**Aim:** Below are the records; copy each line in them that holds the word "this".

**Recorded data:**

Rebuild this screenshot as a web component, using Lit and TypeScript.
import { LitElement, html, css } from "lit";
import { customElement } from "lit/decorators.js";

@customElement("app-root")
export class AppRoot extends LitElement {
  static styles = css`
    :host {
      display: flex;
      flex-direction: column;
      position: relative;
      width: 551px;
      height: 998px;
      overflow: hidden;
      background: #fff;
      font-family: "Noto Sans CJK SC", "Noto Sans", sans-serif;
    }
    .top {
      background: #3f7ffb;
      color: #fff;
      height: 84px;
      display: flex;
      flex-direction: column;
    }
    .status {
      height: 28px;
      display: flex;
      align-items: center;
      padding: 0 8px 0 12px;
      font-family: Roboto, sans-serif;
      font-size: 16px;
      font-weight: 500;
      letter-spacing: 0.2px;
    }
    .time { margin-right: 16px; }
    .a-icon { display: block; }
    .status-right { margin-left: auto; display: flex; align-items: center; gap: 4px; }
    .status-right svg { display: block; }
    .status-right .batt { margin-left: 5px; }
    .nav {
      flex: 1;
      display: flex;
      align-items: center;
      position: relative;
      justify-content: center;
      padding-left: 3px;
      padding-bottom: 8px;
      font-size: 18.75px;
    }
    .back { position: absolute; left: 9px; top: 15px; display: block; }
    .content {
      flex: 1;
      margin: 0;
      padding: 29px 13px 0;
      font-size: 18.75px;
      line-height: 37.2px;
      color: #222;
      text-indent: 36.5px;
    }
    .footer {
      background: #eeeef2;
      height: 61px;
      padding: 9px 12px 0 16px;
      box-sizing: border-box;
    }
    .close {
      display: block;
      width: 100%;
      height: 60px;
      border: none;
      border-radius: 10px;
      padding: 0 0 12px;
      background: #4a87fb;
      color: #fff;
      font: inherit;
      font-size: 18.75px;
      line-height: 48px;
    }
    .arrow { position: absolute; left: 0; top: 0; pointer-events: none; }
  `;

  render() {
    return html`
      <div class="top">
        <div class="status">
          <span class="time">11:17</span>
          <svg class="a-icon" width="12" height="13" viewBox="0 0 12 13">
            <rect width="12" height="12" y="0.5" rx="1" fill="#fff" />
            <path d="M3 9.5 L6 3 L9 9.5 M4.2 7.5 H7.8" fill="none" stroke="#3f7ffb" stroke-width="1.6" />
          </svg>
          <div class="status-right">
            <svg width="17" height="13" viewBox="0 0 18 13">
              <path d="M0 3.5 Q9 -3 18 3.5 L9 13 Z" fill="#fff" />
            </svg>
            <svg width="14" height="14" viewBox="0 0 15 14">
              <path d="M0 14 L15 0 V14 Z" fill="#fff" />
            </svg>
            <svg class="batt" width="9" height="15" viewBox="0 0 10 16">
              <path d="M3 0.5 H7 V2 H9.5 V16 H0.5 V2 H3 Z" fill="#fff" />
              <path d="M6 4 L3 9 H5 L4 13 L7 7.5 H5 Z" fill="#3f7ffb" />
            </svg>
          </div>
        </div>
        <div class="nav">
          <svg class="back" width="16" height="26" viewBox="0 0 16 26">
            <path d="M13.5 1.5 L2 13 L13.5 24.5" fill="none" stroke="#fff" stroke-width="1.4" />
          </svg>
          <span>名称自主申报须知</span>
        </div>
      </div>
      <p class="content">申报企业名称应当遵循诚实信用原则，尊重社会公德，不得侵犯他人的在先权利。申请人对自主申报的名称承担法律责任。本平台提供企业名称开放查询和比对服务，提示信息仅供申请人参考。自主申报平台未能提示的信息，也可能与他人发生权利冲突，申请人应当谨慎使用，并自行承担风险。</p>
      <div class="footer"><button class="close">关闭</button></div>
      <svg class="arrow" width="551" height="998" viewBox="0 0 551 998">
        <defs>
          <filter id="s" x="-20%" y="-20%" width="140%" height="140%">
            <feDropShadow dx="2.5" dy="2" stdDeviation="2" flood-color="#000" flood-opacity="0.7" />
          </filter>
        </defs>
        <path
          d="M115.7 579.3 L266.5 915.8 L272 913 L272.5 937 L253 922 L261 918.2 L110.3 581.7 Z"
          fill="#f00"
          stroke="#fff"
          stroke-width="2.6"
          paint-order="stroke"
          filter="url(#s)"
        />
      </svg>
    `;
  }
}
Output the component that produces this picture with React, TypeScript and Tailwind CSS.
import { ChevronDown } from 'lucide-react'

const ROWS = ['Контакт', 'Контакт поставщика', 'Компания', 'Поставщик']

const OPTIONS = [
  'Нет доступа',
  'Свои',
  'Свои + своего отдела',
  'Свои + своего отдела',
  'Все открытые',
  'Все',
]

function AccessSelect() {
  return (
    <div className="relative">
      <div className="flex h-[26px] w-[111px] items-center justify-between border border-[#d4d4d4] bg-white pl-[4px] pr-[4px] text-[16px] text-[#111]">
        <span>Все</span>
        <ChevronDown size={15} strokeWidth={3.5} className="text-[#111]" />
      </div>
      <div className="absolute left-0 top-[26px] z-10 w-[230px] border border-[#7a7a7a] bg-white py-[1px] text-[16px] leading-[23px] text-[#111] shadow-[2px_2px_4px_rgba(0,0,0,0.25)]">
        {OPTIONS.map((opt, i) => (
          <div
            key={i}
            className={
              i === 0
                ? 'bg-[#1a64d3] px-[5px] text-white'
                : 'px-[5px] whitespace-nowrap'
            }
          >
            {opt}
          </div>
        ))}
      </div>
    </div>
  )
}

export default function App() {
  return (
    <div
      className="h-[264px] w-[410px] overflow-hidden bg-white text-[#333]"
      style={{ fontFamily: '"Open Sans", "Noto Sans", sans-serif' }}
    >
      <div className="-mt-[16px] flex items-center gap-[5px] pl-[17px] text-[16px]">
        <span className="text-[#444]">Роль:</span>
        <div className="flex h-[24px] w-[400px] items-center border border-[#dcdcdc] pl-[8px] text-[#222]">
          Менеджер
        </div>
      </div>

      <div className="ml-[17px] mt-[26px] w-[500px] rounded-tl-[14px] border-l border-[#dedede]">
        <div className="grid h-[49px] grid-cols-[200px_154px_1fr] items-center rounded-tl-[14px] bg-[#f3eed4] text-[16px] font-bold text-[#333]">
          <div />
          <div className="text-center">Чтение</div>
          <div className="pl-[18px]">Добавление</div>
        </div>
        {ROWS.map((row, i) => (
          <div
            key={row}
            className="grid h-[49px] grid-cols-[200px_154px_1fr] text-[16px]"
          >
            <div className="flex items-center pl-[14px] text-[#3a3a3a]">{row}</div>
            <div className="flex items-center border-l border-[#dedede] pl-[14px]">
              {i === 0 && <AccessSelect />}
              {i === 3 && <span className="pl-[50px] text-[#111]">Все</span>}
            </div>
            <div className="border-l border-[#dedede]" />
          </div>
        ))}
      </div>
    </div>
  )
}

**Response to the task:**
Rebuild this screenshot as a web component, using Lit and TypeScript.
Output the component that produces this picture with React, TypeScript and Tailwind CSS.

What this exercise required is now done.